Today, we don't do that so much anymore. As Bob Dylan once sang, "It's easy to see without looking too far that not much is really sacred." Or held sacred anyway. In our culture we tend less towards preserving what might be holy than towards destruction of... almost everything. As Joni Mitchell (almost) once said,
We paved Paradise
Blew up the parking lot
The level of violence in our times, towards each other and the planet itself, is unprecedented, leading many to look around in despair and begin to wonder where all the holiness went. I believe that it remains all around us, often at our very feet, in the rubble of our destruction, in the residue of our culture, for holiness is inherent in all things, however abused and mistreated. For those of us called to sift the detritus, I would like to share a Buddhist story:
It was the job of a young monk to rise early every day to sweep the temple, and he was growing weary of the work.
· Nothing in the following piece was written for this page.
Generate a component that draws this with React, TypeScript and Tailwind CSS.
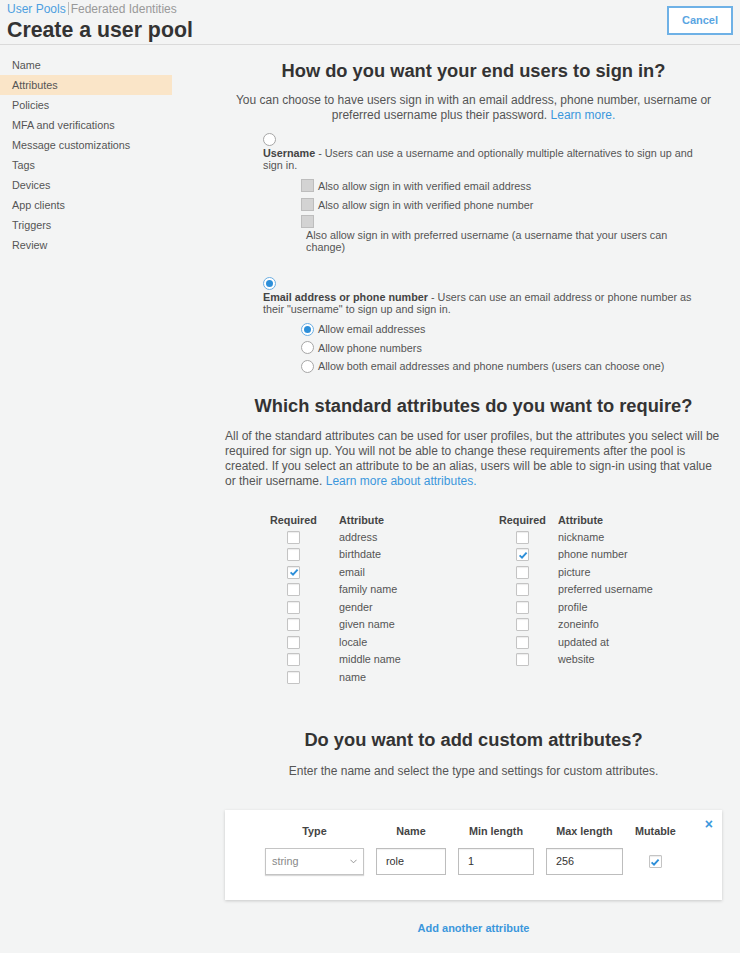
import React from "react";

const FONT = "font-['Liberation_Sans',Arial,sans-serif]";

function Check() {
  return (
    <svg viewBox="0 0 10 10" className="w-[10px] h-[10px]">
      <path d="M1.6 5.4 L4 7.6 L8.6 2.6" stroke="#2d8fd9" strokeWidth="1.9" fill="none" />
    </svg>
  );
}

function Box({ checked = false }: { checked?: boolean }) {
  return (
    <span className="w-[13px] h-[13px] border border-[#c4c4c4] bg-white rounded-[1px] shadow-[inset_0_1px_1px_rgba(0,0,0,0.08)] flex items-center justify-center">
      {checked && <Check />}
    </span>
  );
}

function GreyBox() {
  return <span className="block w-[13px] h-[13px] border border-[#bdbdbd] bg-[#d3d3d3] shrink-0" />;
}

function Radio({ on = false }: { on?: boolean }) {
  return (
    <span
      className={
        "w-[13px] h-[13px] rounded-full border bg-white flex items-center justify-center shrink-0 " +
        (on ? "border-[#6aaee3]" : "border-[#a6a6a6]")
      }
    >
      {on && <span className="w-[7px] h-[7px] rounded-full bg-[#2d8fd9]" />}
    </span>
  );
}

const nav = [
  "Name",
  "Attributes",
  "Policies",
  "MFA and verifications",
  "Message customizations",
  "Tags",
  "Devices",
  "App clients",
  "Triggers",
  "Review",
];

const leftAttrs: [string, boolean][] = [
  ["address", false],
  ["birthdate", false],
  ["email", true],
  ["family name", false],
  ["gender", false],
  ["given name", false],
  ["locale", false],
  ["middle name", false],
  ["name", false],
];

const rightAttrs: [string, boolean][] = [
  ["nickname", false],
  ["phone number", true],
  ["picture", false],
  ["preferred username", false],
  ["profile", false],
  ["zoneinfo", false],
  ["updated at", false],
  ["website", false],
];

function AttrTable({ rows, gap }: { rows: [string, boolean][]; gap: string }) {
  return (
    <div className="text-[10.8px] leading-[17.5px] text-[#555]">
      <div className="flex font-bold text-[#444] h-[18px] leading-[18px]">
        <div className="w-[47px]">Required</div>
        <div className={gap}>Attribute</div>
      </div>
      {rows.map(([label, checked]) => (
        <div key={label} className="flex items-center h-[17.5px]">
          <div className="w-[47px] flex justify-center">
            <Box checked={checked} />
          </div>
          <div className={gap}>{label}</div>
        </div>
      ))}
    </div>
  );
}

function Input({ value, w }: { value: string; w: string }) {
  return (
    <div className={"h-[27px] border border-[#bdbdbd] bg-white flex items-center pl-[9px] text-[10.8px] text-[#333] shadow-[inset_0_1px_1px_rgba(0,0,0,0.06)] " + w}>
      {value}
    </div>
  );
}

export default function App() {
  return (
    <div className={FONT + " min-h-[953px] bg-[#f3f4f4] text-[#555]"}>
      <header className="h-[45px] border-b border-[#dadada] flex justify-between px-[7px]">
        <div className="pt-[2px]">
          <div className="flex items-center text-[12px] leading-[12px]">
            <span className="text-[#4d9fe0]">User Pools</span>
            <span className="mx-[2px] w-px h-[13px] bg-[#bbb]" />
            <span className="text-[#999]">Federated Identities</span>
          </div>
          <h1 className="mt-[3px] text-[21.3px] leading-[24px] font-bold text-[#333]">Create a user pool</h1>
        </div>
        <button
          type="button"
          className="mt-[6px] w-[66px] h-[29px] border-2 border-[#6eb1e6] bg-white text-[11px] font-bold text-[#5aa5e2]"
        >
          Cancel
        </button>
      </header>

      <div className="flex">
        <nav className="w-[172px] shrink-0 pt-[10px]">
          {nav.map((item) => (
            <div
              key={item}
              className={
                "h-[20px] leading-[20px] pl-[12px] text-[10.8px] text-[#555] " +
                (item === "Attributes" ? "bg-[#fae5c8] text-[#444]" : "")
              }
            >
              {item}
            </div>
          ))}
        </nav>

        <main className="flex-1 pl-[53px] pr-[18px] pt-[14px] pb-[10px]">
          <h2 className="text-center text-[18.3px] leading-[24px] font-bold text-[#333]">
            How do you want your end users to sign in?
          </h2>
          <p className="mt-[10px] text-center text-[12px] leading-[15px] text-[#555]">
            You can choose to have users sign in with an email address, phone number, username or preferred
            username plus their password. <span className="text-[#3b97dc]">Learn more.</span>
          </p>

          <div className="ml-[38px] mt-[10px] text-[10.8px] leading-[12px]">
            <Radio />
            <p className="mt-[1px] w-[440px]">
              <b className="text-[#444]">Username</b> - Users can use a username and optionally multiple
              alternatives to sign up and sign in.
            </p>
            <div className="ml-[38px] mt-[5px]">
              <div className="h-[19px] flex items-center gap-[4px]">
                <GreyBox />
                <span>Also allow sign in with verified email address</span>
              </div>
              <div className="h-[19px] flex items-center gap-[4px]">
                <GreyBox />
                <span>Also allow sign in with verified phone number</span>
              </div>
              <div className="mt-[1px]">
                <GreyBox />
              </div>
              <p className="ml-[5px] mt-[1px] w-[380px]">
                Also allow sign in with preferred username (a username that your users can change)
              </p>
            </div>

            <div className="mt-[24px]">
              <Radio on />
            </div>
            <p className="mt-[1px] w-[440px]">
              <b className="text-[#444]">Email address or phone number</b> - Users can use an email address or
              phone number as their "username" to sign up and sign in.
            </p>
            <div className="ml-[38px] mt-[5px]">
              <div className="h-[18.5px] flex items-center gap-[4px]">
                <Radio on />
                <span>Allow email addresses</span>
              </div>
              <div className="h-[18.5px] flex items-center gap-[4px]">
                <Radio />
                <span>Allow phone numbers</span>
              </div>
              <div className="h-[18.5px] flex items-center gap-[4px]">
                <Radio />
                <span>Allow both email addresses and phone numbers (users can choose one)</span>
              </div>
            </div>
          </div>

          <h2 className="mt-[18px] text-center text-[18.3px] leading-[24px] font-bold text-[#333]">
            Which standard attributes do you want to require?
          </h2>
          <p className="mt-[11px] text-[12px] leading-[15px] text-[#555]">
            All of the standard attributes can be used for user profiles, but the attributes you select will be
            required for sign up. You will not be able to change these requirements after the pool is created. If
            you select an attribute to be an alias, users will be able to sign-in using that value or their
            username. <span className="text-[#3b97dc]">Learn more about attributes.</span>
          </p>

          <div className="mt-[22px] ml-[45px] flex">
            <div className="w-[229px]">
              <AttrTable rows={leftAttrs} gap="ml-[22px]" />
            </div>
            <AttrTable rows={rightAttrs} gap="ml-[12px]" />
          </div>

          <h2 className="mt-[42px] text-center text-[18.3px] leading-[24px] font-bold text-[#333]">
            Do you want to add custom attributes?
          </h2>
          <p className="mt-[12px] text-center text-[12px] leading-[15px] text-[#555]">
            Enter the name and select the type and settings for custom attributes.
          </p>

          <div className="relative mt-[31px] bg-white shadow-[0_1px_3px_rgba(0,0,0,0.18)] pl-[40px] pt-[14px] pb-[25px]">
            <span className="absolute right-[9px] top-[7px] text-[14px] leading-[14px] font-bold text-[#3b97dc]">
              ×
            </span>
            <div className="grid grid-cols-[99px_70px_76px_77px_40px] gap-x-[12px] text-[10.8px]">
              <div className="text-center font-bold leading-[14px] text-[#444]">Type</div>
              <div className="text-center font-bold leading-[14px] text-[#444]">Name</div>
              <div className="text-center font-bold leading-[14px] text-[#444]">Min length</div>
              <div className="text-center font-bold leading-[14px] text-[#444]">Max length</div>
              <div className="text-center font-bold leading-[14px] text-[#444]">Mutable</div>

              <div className="mt-[10px] h-[27px] border border-[#c4c4c4] bg-white flex items-center justify-between pl-[6px] pr-[6px] text-[#888] shadow-[0_1px_1px_rgba(0,0,0,0.15)]">
                <span>string</span>
                <svg viewBox="0 0 8 5" className="w-[7px] h-[5px]">
                  <path d="M0.5 0.5 L4 4 L7.5 0.5" stroke="#888" strokeWidth="1" fill="none" />
                </svg>
              </div>
              <div className="mt-[10px]">
                <Input value="role" w="w-[70px]" />
              </div>
              <div className="mt-[10px]">
                <Input value="1" w="w-[76px]" />
              </div>
              <div className="mt-[10px]">
                <Input value="256" w="w-[77px]" />
              </div>
              <div className="mt-[10px] h-[27px] flex items-center justify-center">
                <Box checked />
              </div>
            </div>
          </div>

          <div className="mt-[21px] text-center text-[11px] leading-[14px] font-bold text-[#3b97dc]">
            Add another attribute
          </div>
        </main>
      </div>
    </div>
  );
}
So one day he set aside his broom, approached his master and said to him, "We hold that the Buddha nature is inherent in all things, even in the smallest speck of dust, but if this is so, why must I sweep the dust from the temple each day?" His master replied, "It is true that the Buddha nature is inherent in all things, and you do well to take note of it. Our job is simply to make it more apparent. Please keep sweeping."
Creating this art, for me, is a lot like temple-sweeping. The purpose is to make the inherent holiness that I see in all things more apparent for anyone who cares to look.